Despite the sketchy road, the view became more and more scenic as we continued upwards and we got closer and closer to the snow we were able to see at the peaks. As the road plateaued, the driver stopped in at what looked like a small, shabby military camp. He got out for what I could only imagine was a quick rest stop or picture opp until I saw the sign: “Highest motorable road in the world!” Suddenly, the area went from scenic to “Holy shit!”. Good thing they sold hot tea because it was as chilly as you would expect and breathing was a bit of a struggle.

Herds of yaks and cows were common sights, roaming freely on the roads of Northern Ladakh

Herds of yaks and cows were common sights, roaming freely on the roads

As we continued, we passed a couple of more interesting sights, including a little temple where the Dalai Lama has lunch and speaks when crossing the area (a Dalai Lama lunch n learn), plentiful little rivers and bits of vegetation in an otherwise barren landscape, and lots of animals. A herd of yaks brought back memories of Ace Venture when Nature Calls, when he was doing a formidable job of mimicking their mating call directly into his partner’s year while waiting to take off #roadtripthoughts.

Disket Gompa

The Disket Monastery in Ladakh, snaking up the edge of the cliff, overlooking the giant Buddha and valley below. So majestic. When you want to speak to the Gods, hike up and earn it!

The Disket Monastery in Ladakh, snaking up the edge of the cliff, overlooking the giant Buddha and valley below. So majestic. When you want to speak to the Gods, hike up and earn it!

Other than our lunch break in a valley at the modest altitude of 14738ft, our other stop was at a the Disket monastery. It looked like something out of a myth as it crawled up along the edge of a cliff overlooking a beautiful valley. It sported a zenfully impressive giant Buddha statue in front of it, each of them offering brilliant views of the other.

View of the giant Buddha statue from the Disket Monastery. Quite a sight in the vast desert!

View of the giant Buddha statue from the Disket Monastery. Quite a sight in the vast desert!

I climbed up the stairs which, at that altitude, left me breathless, and took a few moments to enjoy the view, the temple and the little village inside.

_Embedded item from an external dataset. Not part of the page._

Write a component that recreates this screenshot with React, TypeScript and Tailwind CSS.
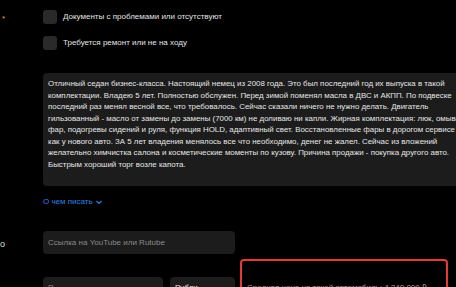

Unfortunately, I was the only one in the group interested in exploring it so I didn’t get to stay as long as I could have with everyone else waiting. There were Buddhist recordings in the temple though, both in English and Hindi, which were a pleasure to listen to for as long as I could.

Hundur

Our final destination for the first day was meant to be the little town of Hundur. Upon our arrival, we did a little planning for our next day, which was meant to be spent in Turtuk, another 2:30 hour drive away. To save time the next day though, we asked the driver to take us there that evening. He was not at all down for it, but as we further broke down our motives and insisted, he finally reluctantly agreed. I’m not totally proud of pressuring him, and his mood definitely went sour, but it was definitely the right call. It allowed us to see the sunrise the next morning and really explore the village, and I made sure to give him a generous tip at the end.

Me and my camel

Me and my camel

We arrived back in Hundur just in time for a camel ride at sunset. I was so excited to ride across the desert like a nomadic warrior! I walked around the camp until I came across a camel that let me pet its head without flinching. I figured it’s important for any animal to show a little comfort before subjecting it to any activity.

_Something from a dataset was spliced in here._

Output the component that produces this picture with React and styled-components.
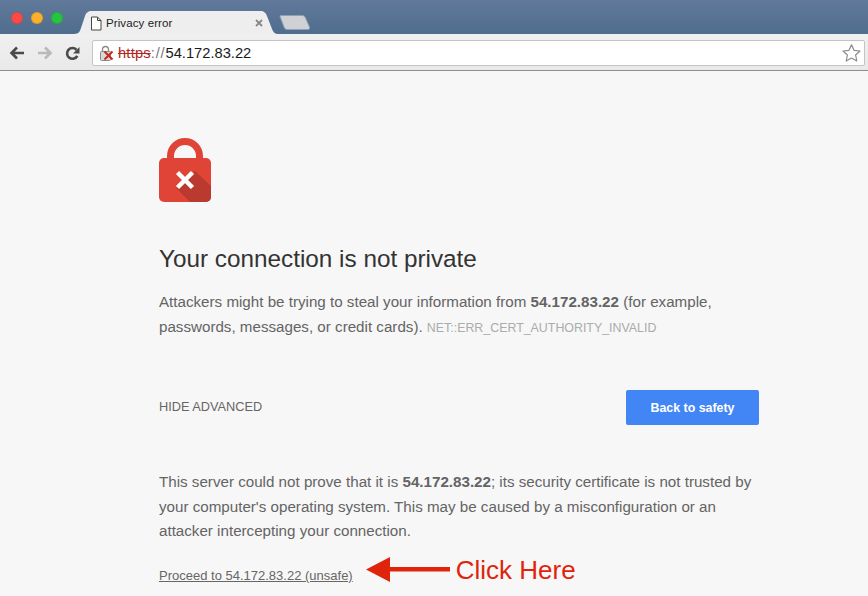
import styled, { createGlobalStyle } from 'styled-components';

const GlobalStyle = createGlobalStyle`
  html, body {
    margin: 0;
    padding: 0;
    height: 100%;
    overflow: hidden;
    background: #f7f7f7;
  }
  #root {
    height: 100%;
  }
`;

const Window = styled.div`
  display: flex;
  flex-direction: column;
  width: 868px;
  height: 596px;
  overflow: hidden;
  font-family: 'Liberation Sans', Arial, sans-serif;
`;

const TitleBar = styled.div`
  display: flex;
  align-items: flex-end;
  height: 34px;
  flex: none;
  background: linear-gradient(#61799a, #4f6d8e);
`;

const Lights = styled.div`
  display: flex;
  gap: 8px;
  align-self: flex-start;
  padding: 12px 0 0 11px;
  width: 74px;
  box-sizing: border-box;
  flex: none;
`;

const Light = styled.span`
  width: 12px;
  height: 12px;
  border-radius: 50%;
  background: ${(p) => p.$color};
  box-shadow: inset 0 0 0 1px rgba(0, 0, 0, 0.1);
`;

const Tab = styled.div`
  position: relative;
  display: flex;
  align-items: center;
  width: 204px;
  height: 23px;
  padding: 1px 0 0 16px;
  box-sizing: border-box;
  flex: none;
  font-size: 11.5px;
  letter-spacing: 0.1px;
  color: #222;
`;

const TabShape = styled.svg`
  position: absolute;
  left: 0;
  top: 0;
  z-index: 0;
`;

const TabIcon = styled.svg`
  position: relative;
  flex: none;
  margin: 0 4px 0 0;
`;

const TabTitle = styled.span`
  position: relative;
  flex: 1;
`;

const TabClose = styled.svg`
  position: relative;
  flex: none;
  margin-right: 15px;
`;

const NewTab = styled.svg`
  flex: none;
  align-self: flex-end;
  margin: 0 0 4px 1px;
`;

const Toolbar = styled.div`
  display: flex;
  align-items: center;
  height: 37px;
  flex: none;
  box-sizing: border-box;
  padding: 2px 3px 0 9px;
  background: linear-gradient(#f0f0f0, #e9e9e9);
  border-bottom: 1px solid #8e8e8e;
`;

const NavIcon = styled.svg`
  flex: none;
  margin-right: ${(p) => p.$gap}px;
`;

const Omnibox = styled.div`
  display: flex;
  align-items: center;
  flex: 1;
  height: 26px;
  box-sizing: border-box;
  padding: 0 2px 0 6px;
  background: #fff;
  border: 1px solid #c4c4c4;
  border-radius: 2px;
  font-size: 14.7px;
  color: #1a1a1a;
`;

const SecurityIcon = styled.svg`
  flex: none;
  margin-right: 4px;
`;

const Scheme = styled.span`
  color: #b3261e;
  text-decoration: line-through;
  letter-spacing: 0.2px;
`;

const Separator = styled.span`
  color: #777;
  letter-spacing: 0.8px;
`;

const Host = styled.span`
  flex: 1;
`;

const Page = styled.main`
  position: relative;
  flex: 1;
  box-sizing: border-box;
  padding: 67px 109px 0 159px;
  background: #f7f7f7;
  color: #646464;
  font-size: 15.16px;
  line-height: 24.5px;
`;

const LockIcon = styled.svg`
  display: block;
`;

const Heading = styled.h1`
  margin: 42px 0 16px;
  font-size: 24.3px;
  line-height: 30px;
  font-weight: 400;
  color: #333;
`;

const Paragraph = styled.p`
  margin: 0;
`;

const ErrorCode = styled.span`
  font-size: 12.4px;
  color: #ababab;
`;

const Actions = styled.div`
  display: flex;
  align-items: center;
  justify-content: space-between;
  margin: 50px 0 45px;
`;

const TextButton = styled.span`
  font-size: 12.75px;
  color: #666;
`;

const PrimaryButton = styled.button`
  width: 133px;
  height: 35px;
  padding: 0;
  border: 0;
  border-radius: 2px;
  background: #4285f4;
  color: #fff;
  font-family: inherit;
  font-size: 12.4px;
  font-weight: 700;
`;

const ProceedRow = styled.div`
  display: flex;
  align-items: center;
  margin-top: 10px;
  height: 32px;
`;

const ProceedLink = styled.a`
  font-size: 13px;
  color: #666;
  text-decoration: underline;
  margin-top: 13px;
`;

const Arrow = styled.svg`
  flex: none;
  margin: 0 6px 0 13px;
`;

const Annotation = styled.span`
  font-size: 26px;
  line-height: 32px;
  color: #e0240c;
`;

export default function App() {
  return (
    <Window>
      <GlobalStyle />
      <TitleBar>
        <Lights>
          <Light $color="#fc4a47" />
          <Light $color="#fcb02b" />
          <Light $color="#27c43f" />
        </Lights>
        <Tab>
          <TabShape width="204" height="23" viewBox="0 0 204 23">
            <path d="M0 23 C5 23 6 20 7 17 L11 5 C12 2 14 0 18 0 L186 0 C190 0 192 2 193 5 L198 18 C199 21 201 23 204 23 Z" fill="#eeeeee" />
          </TabShape>
          <TabIcon width="12" height="15" viewBox="0 0 12 15">
            <path d="M1.500 1H7.500L11 4.500V14H1.500Z M7.500 1V4.500H11" fill="#fff" stroke="#444" strokeWidth="1" />
          </TabIcon>
          <TabTitle>Privacy error</TabTitle>
          <TabClose width="8" height="8" viewBox="0 0 8 8">
            <path d="M1 1L7 7M7 1L1 7" stroke="#888" strokeWidth="1.800" />
          </TabClose>
        </Tab>
        <NewTab width="32" height="15" viewBox="0 0 32 15">
          <path d="M1 1.500 C1 1 1.500 .5 2 .5 L23 .5 C25 .5 26 1.500 26.500 3 L30.500 12 C31 13.500 30 14.500 29 14.500 L8 14.500 C6.500 14.500 5.500 13.500 5 12 Z" fill="#cfd1d4" stroke="#8fa0b4" strokeWidth="1" />
        </NewTab>
      </TitleBar>
      <Toolbar>
        <NavIcon $gap={12} width="16" height="14" viewBox="0 0 16 14">
          <path d="M15 7H3M8 1.500L2.500 7L8 12.500" fill="none" stroke="#4a4a4a" strokeWidth="2.600" />
        </NavIcon>
        <NavIcon $gap={12} width="16" height="14" viewBox="0 0 16 14">
          <path d="M1 7H13M8 1.500L13.500 7L8 12.500" fill="none" stroke="#b9b9b9" strokeWidth="2.600" />
        </NavIcon>
        <NavIcon $gap={12} width="15" height="15" viewBox="0 0 15 15">
          <path d="M12.300 9.800A5.400 5.400 0 1 1 11.500 3.800" fill="none" stroke="#4a4a4a" strokeWidth="2.600" />
          <path d="M14.500 1V7.500H8Z" fill="#4a4a4a" />
        </NavIcon>
        <Omnibox>
          <SecurityIcon width="15" height="17" viewBox="0 0 15 17">
            <path d="M3.500 7V4.500A3 3 0 0 1 9.500 4.500V7" fill="none" stroke="#8a8a8a" strokeWidth="1.300" />
            <rect x="1.500" y="6.500" width="10" height="9" rx="1" fill="#d8d8d8" stroke="#8a8a8a" />
            <path d="M5.500 6.500L13.500 14.500M13.500 6.500L5.500 14.500" stroke="#c8281e" strokeWidth="2" />
          </SecurityIcon>
          <Scheme>https</Scheme>
          <Host><Separator>://</Separator>54.172.83.22</Host>
          <svg width="21" height="20" viewBox="0 0 21 20">
            <path d="M10.500 1.800L13 7.300L19 8L14.600 12L15.800 18L10.500 15L5.200 18L6.400 12L2 8L8 7.300Z" fill="#fff" stroke="#8b8b8b" strokeWidth="1.200" strokeLinejoin="round" />
          </svg>
        </Omnibox>
      </Toolbar>
      <Page>
        <LockIcon width="52" height="64" viewBox="0 0 52 64">
          <path d="M11.500 24V18A14.500 14.500 0 0 1 40.500 18V24" fill="none" stroke="#e04436" strokeWidth="7" />
          <rect x="0" y="20" width="52" height="44" rx="5" fill="#e04436" />
          <path d="M36 33L52 48V59A5 5 0 0 1 47 64H31L17 50Z" fill="#bb3a2f" />
          <path d="M18.500 34.500L33.500 49.500M33.500 34.500L18.500 49.500" stroke="#fff" strokeWidth="4.500" />
        </LockIcon>
        <Heading>Your connection is not private</Heading>
        <Paragraph>
          Attackers might be trying to steal your information from <b>54.172.83.22</b> (for example,
          passwords, messages, or credit cards). <ErrorCode>NET::ERR_CERT_AUTHORITY_INVALID</ErrorCode>
        </Paragraph>
        <Actions>
          <TextButton>HIDE ADVANCED</TextButton>
          <PrimaryButton>Back to safety</PrimaryButton>
        </Actions>
        <Paragraph>
          This server could not prove that it is <b>54.172.83.22</b>; its security certificate is not trusted by
          your computer's operating system. This may be caused by a misconfiguration or an
          attacker intercepting your connection.
        </Paragraph>
        <ProceedRow>
          <ProceedLink href="#">Proceed to 54.172.83.22 (unsafe)</ProceedLink>
          <Arrow width="84" height="25" viewBox="0 0 84 25">
            <path d="M0 12.500L24 0V10H84V14.500H24V25Z" fill="#e0240c" />
          </Arrow>
          <Annotation>Click Here</Annotation>
        </ProceedRow>
      </Page>
    </Window>
  );
}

Riding that camel into the sunset!

Riding that camel into the sunset!

I mounted it and nestled myself between its two humps. It hoisted itself up with me on top as if I were a helium balloon and we took off through the desert. There must be a specific way of riding a camel that they never taught us in computer engineering school, because each step it took rattled me from the groin up. How people crossed deserts on these majestic beasts, I’ll never understand. Near the end though, I started trying to bounce along to its rhythm which seemed to help.

Monastery in Ladakh

Monastery in Ladakh

We set off back to Leh early the next day. We passed another monastery on the way, and I was fortunate enough to have arrived during a sort of prayer. Many monks were lined up in a room, chanting and banging along. I have to say, it didn’t sound as peaceful as I would have expected, and I started thinking that it must be weird for them to have someone hanging outside the door watching them so I peel off. The monastery did have a fantastic view of the mountains, as all the other ones in the area did, and I can certainly see how someone would find bliss here.

We finally made it back to Leh at 3pm. My van to Manali was scheduled for the next morning, which I didn’t like. I’m a fan of traveling overnight and not losing a day on the road, but decided that I still hadn’t seen the Stupa and this would be an opportunity to do so, as well as catch up on some work. When I saw that WiFi still wasn’t available in the entire city though, I decided that I couldn’t afford another disconnected day. I ditched my initial ticket and found someone willing to drive overnight the 14 hours to Manali overnight.

After this adventure, I was eager for a day to just chill and catch up on emails and deliverables. The ride was tough, another cramped van with 4 people crammed in a row of seats on a very long bumpy road over night. Sleep was intermittent, but I was so excited to keep exploring, taste the food a little further south and see the next sights. Manali, here we come!